Debian Bookworm (Standard Install) Ifconfig Problem

Associate
Joined
24 Mar 2018
Posts
1,463
Location
Brighton
I've have to admit I have never just picked up a copy of Debian from their site before. Other flavours yes. On install of new Flavours @ the cli I have a set of stuff IE essentials I like to install. Like: dnstop,iftop,iperf3,mtr etc.. you get idea but! ifconfig which I would get from net-tools doesn't want to work this time. I know I could do ip a, but I like what I like. Anyway all I seem to get from it now is -bash: ifconfig: command not found. I used sudo apt install by the way. Any thoughts welcome.
 
Last edited:
Associate
Joined
19 Nov 2021
Posts
954
Location
Portsmouth
Check whether ifconfig actually exists on your filesystem - look in /usr/bin/, /bin, /sbin, /usr/sbin, /usr/local/bin, /usr/local/sbin

If it's there, check the location is in your path?
 
Soldato
Joined
2 May 2004
Posts
19,946
I've have to admit I have never just picked up a copy of Debian from their site before. Other flavours yes. On install of new Flavours @ the cli I have a set of stuff IE essentials I like to install. Like: dnstop,iftop,iperf3,mtr etc.. you get idea but! ifconfig which I would get from net-tools doesn't want to work this time. I know I could do ip a, but I like what I like. Anyway all I seem to get from it now is -bash: ifconfig: command not found. I used sudo apt install by the way. Any thoughts welcome.
When you say net-tools doesn't want to work, what do you mean? I am running Bookworm and just tried it - sudo apt install net-tools - I could then run ifconfig without a problem. Did you try run sudo apt update?

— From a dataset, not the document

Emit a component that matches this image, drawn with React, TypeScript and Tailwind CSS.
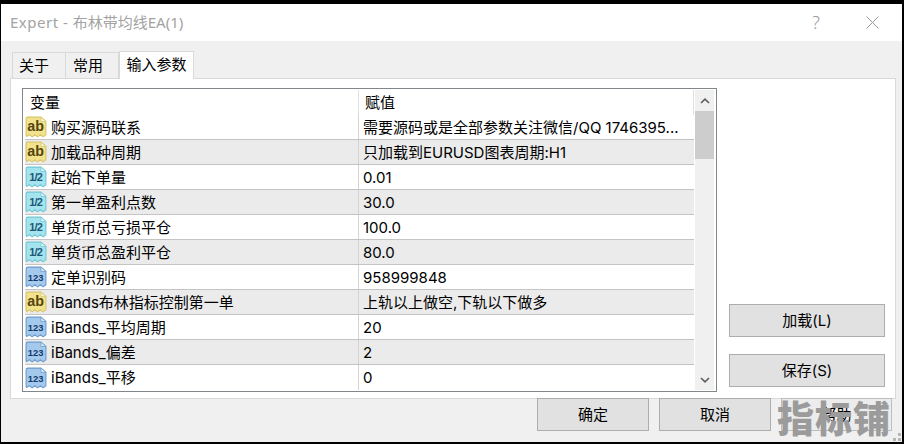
import React from "react";

const FONT = "font-['Inter','Noto_Sans_CJK_SC',sans-serif]";

type Kind = "ab" | "half" | "num";

function ParamIcon({ kind }: { kind: Kind }) {
  const c =
    kind === "ab"
      ? { fill: "#f2e28c", edge: "#d8c76e", light: "#fdf6c8", text: "#54450f" }
      : kind === "half"
      ? { fill: "#a4e4ef", edge: "#74c6d4", light: "#dcf7fb", text: "#1c5a76" }
      : { fill: "#a5c9ed", edge: "#6c9ccb", light: "#dbeaf9", text: "#103a6c" };
  return (
    <svg width="22" height="22" viewBox="0.5 0.5 20 20" className="shrink-0 -mr-px">
      <path
        d="M1.5 3 Q1.5 1.5 3 1.5 H15 L19.5 5.5 V17.5 L17 19.5 L14.5 17.5 L12 19.5 L9.5 17.5 L7 19.5 L4.5 17.5 L2 19 L1.5 18 Z"
        fill={c.fill}
        stroke={c.edge}
        strokeWidth="1"
      />
      <path d="M15 1.5 V5.5 H19.5 Z" fill={c.light} stroke={c.edge} strokeWidth="0.7" />
      <text
        x="10.2"
        y={kind === "ab" ? 14.5 : 14}
        textAnchor="middle"
        fontSize={kind === "ab" ? 13 : kind === "half" ? 10 : 8.5}
        fontWeight="700"
        fill={c.text}
        fontFamily="Liberation Sans, sans-serif"
        letterSpacing={kind === "half" ? -0.8 : 0}
      >
        {kind === "ab" ? "ab" : kind === "half" ? "1/2" : "123"}
      </text>
    </svg>
  );
}

const rows: { k: Kind; n: string; v: string }[] = [
  { k: "ab", n: "购买源码联系", v: "需要源码或是全部参数关注微信/QQ 1746395..." },
  { k: "ab", n: "加载品种周期", v: "只加载到EURUSD图表周期:H1" },
  { k: "half", n: "起始下单量", v: "0.01" },
  { k: "half", n: "第一单盈利点数", v: "30.0" },
  { k: "half", n: "单货币总亏损平仓", v: "100.0" },
  { k: "half", n: "单货币总盈利平仓", v: "80.0" },
  { k: "num", n: "定单识别码", v: "958999848" },
  { k: "ab", n: "iBands布林指标控制第一单", v: "上轨以上做空,下轨以下做多" },
  { k: "num", n: "iBands_平均周期", v: "20" },
  { k: "num", n: "iBands_偏差", v: "2" },
  { k: "num", n: "iBands_平移", v: "0" },
];

function Btn({ label, className = "" }: { label: string; className?: string }) {
  return (
    <div className={`h-[33px] pt-px flex items-center justify-center text-[15px] text-black border ${className}`}>
      {label}
    </div>
  );
}

export default function App() {
  return (
    <div className={`w-[904px] h-[444px] bg-black pt-[4px] pb-[2px] pl-px pr-[2px] overflow-hidden ${FONT}`}>
      <div className="relative h-full flex flex-col bg-[#f0f0f0]">
        {/* title bar */}
        <div className="h-[37px] shrink-0 bg-white flex items-center pl-[9px] text-[#a3a3a3] text-[15px] font-['Noto_Sans','Noto_Sans_CJK_SC',sans-serif]">
          <span className="flex-1">
            <span className="tracking-[0.5px]">Expert - </span>布林带均线EA(1)
          </span>
          <span className="w-[20px] text-center text-[#9a9a9a] text-[18px] mr-[40px] font-light">?</span>
          <svg width="13" height="13" viewBox="0 0 13 13" className="mr-[23px]">
            <path d="M0.5 0.5 L12.5 12.5 M12.5 0.5 L0.5 12.5" stroke="#9a9a9a" strokeWidth="1" fill="none" />
          </svg>
        </div>

        {/* tabs */}
        <div className="h-[37px] shrink-0 flex items-end pl-[11px] text-[15px] text-black">
          <div className="w-[54px] h-[26px] pl-[6px] pt-px bg-[#f0f0f0] border border-b-0 border-[#d9d9d9] flex items-center">关于</div>
          <div className="w-[53px] h-[26px] pl-[7px] pt-px bg-[#f0f0f0] border border-b-0 border-l-0 border-[#d9d9d9] flex items-center">常用</div>
          <div className="w-[75px] h-[28px] -mb-px z-10 bg-white border border-b-0 border-[#d9d9d9] flex items-center justify-center">输入参数</div>
        </div>

        {/* panel */}
        <div className="ml-[9px] mr-[6px] h-[321px] shrink-0 bg-white border border-[#d9d9d9] pt-[9px] pl-[11px] flex">
          {/* table */}
          <div className="w-[695px] h-[304px] border border-[#82878c] flex shrink-0">
            <div className="w-[671px] shrink-0 flex flex-col text-[15px] text-black pt-px pl-[2px]">
              <div className="h-[25px] flex shrink-0">
                <div className="w-[334px] pl-[5px] pt-[2px] border-r border-[#e0e0e0] flex items-center">变量</div>
                <div className="flex-1 pl-[6px] pt-[2px] flex items-center border-r border-[#e0e0e0]">赋值</div>
              </div>
              {rows.map((r, i) => (
                <div key={i} className={`h-[25px] shrink-0 flex border-b border-[#c4c4c4] last:border-b-0 ${i % 2 === 1 ? "bg-[#ebebeb]" : "bg-white"}`}>
                  <div className="w-[334px] flex items-center shrink-0 border-r border-[#d4d4d4]">
                    <ParamIcon kind={r.k} />
                    <span className="ml-[5px] pt-[2px] whitespace-nowrap">{r.n}</span>
                  </div>
                  <span className="pl-[4px] pt-[2px] whitespace-nowrap flex items-center">{r.v}</span>
                </div>
              ))}
            </div>
            {/* scrollbar */}
            <div className="ml-px w-[19px] h-[300px] mt-px shrink-0 bg-[#f0f0f0] flex flex-col">
              <div className="h-[21px] flex items-center justify-center shrink-0">
                <svg width="10" height="6" viewBox="0 0 10 6">
                  <path d="M1 5 L5 1.2 L9 5" stroke="#606060" strokeWidth="1.7" fill="none" />
                </svg>
              </div>
              <div className="h-[48px] bg-[#cdcdcd] shrink-0" />
              <div className="flex-1" />
              <div className="h-[21px] flex items-center justify-center shrink-0">
                <svg width="10" height="6" viewBox="0 0 10 6">
                  <path d="M1 1 L5 4.8 L9 1" stroke="#606060" strokeWidth="1.7" fill="none" />
                </svg>
              </div>
            </div>
          </div>
          {/* side buttons */}
          <div className="ml-[12px] w-[156px] pt-[216px] flex flex-col gap-[17px] shrink-0">
            <Btn label="加载(L)" className="bg-[#e1e1e1] border-[#adadad]" />
            <Btn label="保存(S)" className="bg-[#e1e1e1] border-[#adadad]" />
          </div>
        </div>

        {/* bottom buttons */}
        <div className="flex justify-end gap-[10px] pr-[10px] -mt-px">
          <Btn label="确定" className="w-[112px] bg-[#e1e1e1] border-[#adadad]" />
          <Btn label="取消" className="w-[112px] bg-[#e1e1e1] border-[#adadad]" />
          <Btn label="帮助" className="w-[111px] bg-[#ececec] border-[#bdbdbd]" />
        </div>

        {/* watermark */}
        <div className="absolute right-[11px] bottom-[3px] text-[37px] leading-[44px] tracking-[1px] font-black text-[#9b9b9b] whitespace-nowrap font-['Noto_Sans_CJK_SC',sans-serif]">
          指标铺
        </div>
        {/* size grip */}
        <svg width="8" height="8" viewBox="0 0 8 8" className="absolute right-[1px] bottom-[1px]">
          <rect x="5" y="0" width="3" height="3" fill="#b5b5b5" />
          <rect x="0" y="5" width="3" height="3" fill="#b5b5b5" />
          <rect x="5" y="5" width="3" height="3" fill="#b5b5b5" />
        </svg>
      </div>
    </div>
  );
}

ifconfig is actually deprecated now, so you really should move over to ip!
 
Last edited:
Associate
OP
Joined
24 Mar 2018
Posts
1,463
Location
Brighton
and yes you was correct I just needed to run sudo apt update lol
Strike that I was at a pi console, so I would need to add paths or just use sudo is the best answer
 
Last edited:
Associate
Joined
19 Nov 2021
Posts
954
Location
Portsmouth
It works using sudo ifconfig. if I use pi's or ubuntu I would just need to use ifconfig.
Yeah makes no sense that you need elevated privileges to see a host's IP address.

Root issue is your path should have sbin in it anyway as far as I'm concerned.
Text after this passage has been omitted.